- **Exercise description**:
Reproduce the listing below in full and without alteration, apart from its pictures.
START Data shown
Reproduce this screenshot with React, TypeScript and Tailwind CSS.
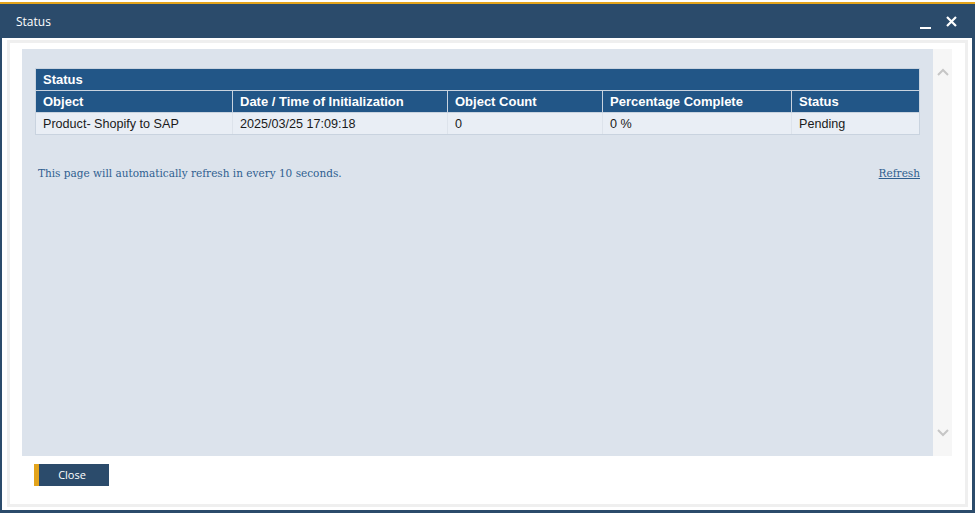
import React from 'react';

const columns = [
  { label: 'Object', width: 'w-[196px]', value: 'Product- Shopify to SAP' },
  { label: 'Date / Time of Initialization', width: 'w-[215px]', value: '2025/03/25 17:09:18' },
  { label: 'Object Count', width: 'w-[155px]', value: '0' },
  { label: 'Percentage Complete', width: 'w-[189px]', value: '0 %' },
  { label: 'Status', width: 'flex-1', value: 'Pending' },
];

export default function App() {
  return (
    <div className="w-[975px] h-[513px] bg-white flex flex-col overflow-hidden font-['Open_Sans',sans-serif]">
      <div className="h-[2px] bg-white" />
      <div className="h-[2px] bg-[#e3a41c]" />
      <div className="flex-1 flex flex-col bg-[#2b4b6b] pl-[2px] pr-[3px] pb-[3px]">
        {/* title bar */}
        <div className="h-[34px] flex items-center justify-between pl-[14px] pr-[15px] text-white">
          <span className="text-[12px] leading-none mt-[1px]">Status</span>
          <div className="flex items-center gap-[14px]">
            <svg width="12" height="12" viewBox="0 0 12 12" className="mt-[6px]">
              <rect x="0" y="9" width="11" height="2" fill="#fff" />
            </svg>
            <svg width="11" height="11" viewBox="0 0 11 11">
              <path d="M1 1 L10 10 M10 1 L1 10" stroke="#fff" strokeWidth="2.2" />
            </svg>
          </div>
        </div>

        {/* body */}
        <div className="flex-1 bg-white pt-[2px] pl-[5px] pr-[4px] pb-[3px] flex flex-col">
          <div className="flex-1 border-[3px] border-[#efefef] flex flex-col pl-[12px] pr-[13px] pt-[6px]">
            <div className="h-[407px] flex">
              <div className="flex-1 bg-[#dce3ec] pt-[19px] pl-[13px] pr-[13px]">
                {/* table */}
                <div className="font-['Liberation_Sans',Arial,sans-serif] border border-[#c9d3df] bg-[#c9d3df]">
                  <div className="h-[21px] bg-[#225687] text-white text-[13px] font-bold flex items-center px-[7px]">
                    Status
                  </div>
                  <div className="flex mt-[1px] bg-[#225687]">
                    {columns.map((c, i) => (
                      <div
                        key={c.label}
                        className={`${c.width} h-[21px] flex items-center px-[7px] text-white text-[13px] font-bold ${i > 0 ? 'border-l border-[#c9d3df]' : ''}`}
                      >
                        {c.label}
                      </div>
                    ))}
                  </div>
                  <div className="flex mt-[1px] bg-[#e9eef5]">
                    {columns.map((c, i) => (
                      <div
                        key={c.label}
                        className={`${c.width} h-[21px] flex items-center pt-[1px] px-[7px] text-[12.6px] text-[#1a1a1a] ${i > 0 ? 'border-l border-[#dde3eb]' : ''}`}
                      >
                        {c.value}
                      </div>
                    ))}
                  </div>
                </div>

                <div className="mt-[31px] flex justify-between items-center pl-[3px] font-['DejaVu_Serif',serif] text-[10.5px] text-[#2f5f90]">
                  <span>This page will automatically refresh in every 10 seconds.</span>
                  <a href="#" className="underline">Refresh</a>
                </div>
              </div>

              {/* scrollbar */}
              <div className="w-[19px] bg-[#f6f6f6] flex flex-col items-center justify-between pt-[19px] pb-[19px]">
                <svg width="12" height="8" viewBox="0 0 12 8">
                  <path d="M1 7 L6 2 L11 7" fill="none" stroke="#c6c6c6" strokeWidth="2" />
                </svg>
                <svg width="12" height="8" viewBox="0 0 12 8">
                  <path d="M1 1 L6 6 L11 1" fill="none" stroke="#c6c6c6" strokeWidth="2" />
                </svg>
              </div>
            </div>

            <div className="pl-[12px] pt-[8px]">
              <button
                type="button"
                className="w-[75px] h-[22px] bg-[#2b4b6b] border-l-[5px] border-[#e3a41c] text-white text-[11px] flex items-center justify-center pr-[4px]"
              >
                Close
              </button>
            </div>
          </div>
        </div>
      </div>
    </div>
  );
}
END Data shown
- **Answer for the task**:
Reproduce this screenshot with React, TypeScript and Tailwind CSS.
import React from 'react';

const columns = [
  { label: 'Object', width: 'w-[196px]', value: 'Product- Shopify to SAP' },
  { label: 'Date / Time of Initialization', width: 'w-[215px]', value: '2025/03/25 17:09:18' },
  { label: 'Object Count', width: 'w-[155px]', value: '0' },
  { label: 'Percentage Complete', width: 'w-[189px]', value: '0 %' },
  { label: 'Status', width: 'flex-1', value: 'Pending' },
];

export default function App() {
  return (
    <div className="w-[975px] h-[513px] bg-white flex flex-col overflow-hidden font-['Open_Sans',sans-serif]">
      <div className="h-[2px] bg-white" />
      <div className="h-[2px] bg-[#e3a41c]" />
      <div className="flex-1 flex flex-col bg-[#2b4b6b] pl-[2px] pr-[3px] pb-[3px]">
        {/* title bar */}
        <div className="h-[34px] flex items-center justify-between pl-[14px] pr-[15px] text-white">
          <span className="text-[12px] leading-none mt-[1px]">Status</span>
          <div className="flex items-center gap-[14px]">
            <svg width="12" height="12" viewBox="0 0 12 12" className="mt-[6px]">
              <rect x="0" y="9" width="11" height="2" fill="#fff" />
            </svg>
            <svg width="11" height="11" viewBox="0 0 11 11">
              <path d="M1 1 L10 10 M10 1 L1 10" stroke="#fff" strokeWidth="2.2" />
            </svg>
          </div>
        </div>

        {/* body */}
        <div className="flex-1 bg-white pt-[2px] pl-[5px] pr-[4px] pb-[3px] flex flex-col">
          <div className="flex-1 border-[3px] border-[#efefef] flex flex-col pl-[12px] pr-[13px] pt-[6px]">
            <div className="h-[407px] flex">
              <div className="flex-1 bg-[#dce3ec] pt-[19px] pl-[13px] pr-[13px]">
                {/* table */}
                <div className="font-['Liberation_Sans',Arial,sans-serif] border border-[#c9d3df] bg-[#c9d3df]">
                  <div className="h-[21px] bg-[#225687] text-white text-[13px] font-bold flex items-center px-[7px]">
                    Status
                  </div>
                  <div className="flex mt-[1px] bg-[#225687]">
                    {columns.map((c, i) => (
                      <div
                        key={c.label}
                        className={`${c.width} h-[21px] flex items-center px-[7px] text-white text-[13px] font-bold ${i > 0 ? 'border-l border-[#c9d3df]' : ''}`}
                      >
                        {c.label}
                      </div>
                    ))}
                  </div>
                  <div className="flex mt-[1px] bg-[#e9eef5]">
                    {columns.map((c, i) => (
                      <div
                        key={c.label}
                        className={`${c.width} h-[21px] flex items-center pt-[1px] px-[7px] text-[12.6px] text-[#1a1a1a] ${i > 0 ? 'border-l border-[#dde3eb]' : ''}`}
                      >
                        {c.value}
                      </div>
                    ))}
                  </div>
                </div>

                <div className="mt-[31px] flex justify-between items-center pl-[3px] font-['DejaVu_Serif',serif] text-[10.5px] text-[#2f5f90]">
                  <span>This page will automatically refresh in every 10 seconds.</span>
                  <a href="#" className="underline">Refresh</a>
                </div>
              </div>

              {/* scrollbar */}
              <div className="w-[19px] bg-[#f6f6f6] flex flex-col items-center justify-between pt-[19px] pb-[19px]">
                <svg width="12" height="8" viewBox="0 0 12 8">
                  <path d="M1 7 L6 2 L11 7" fill="none" stroke="#c6c6c6" strokeWidth="2" />
                </svg>
                <svg width="12" height="8" viewBox="0 0 12 8">
                  <path d="M1 1 L6 6 L11 1" fill="none" stroke="#c6c6c6" strokeWidth="2" />
                </svg>
              </div>
            </div>

            <div className="pl-[12px] pt-[8px]">
              <button
                type="button"
                className="w-[75px] h-[22px] bg-[#2b4b6b] border-l-[5px] border-[#e3a41c] text-white text-[11px] flex items-center justify-center pr-[4px]"
              >
                Close
              </button>
            </div>
          </div>
        </div>
      </div>
    </div>
  );
}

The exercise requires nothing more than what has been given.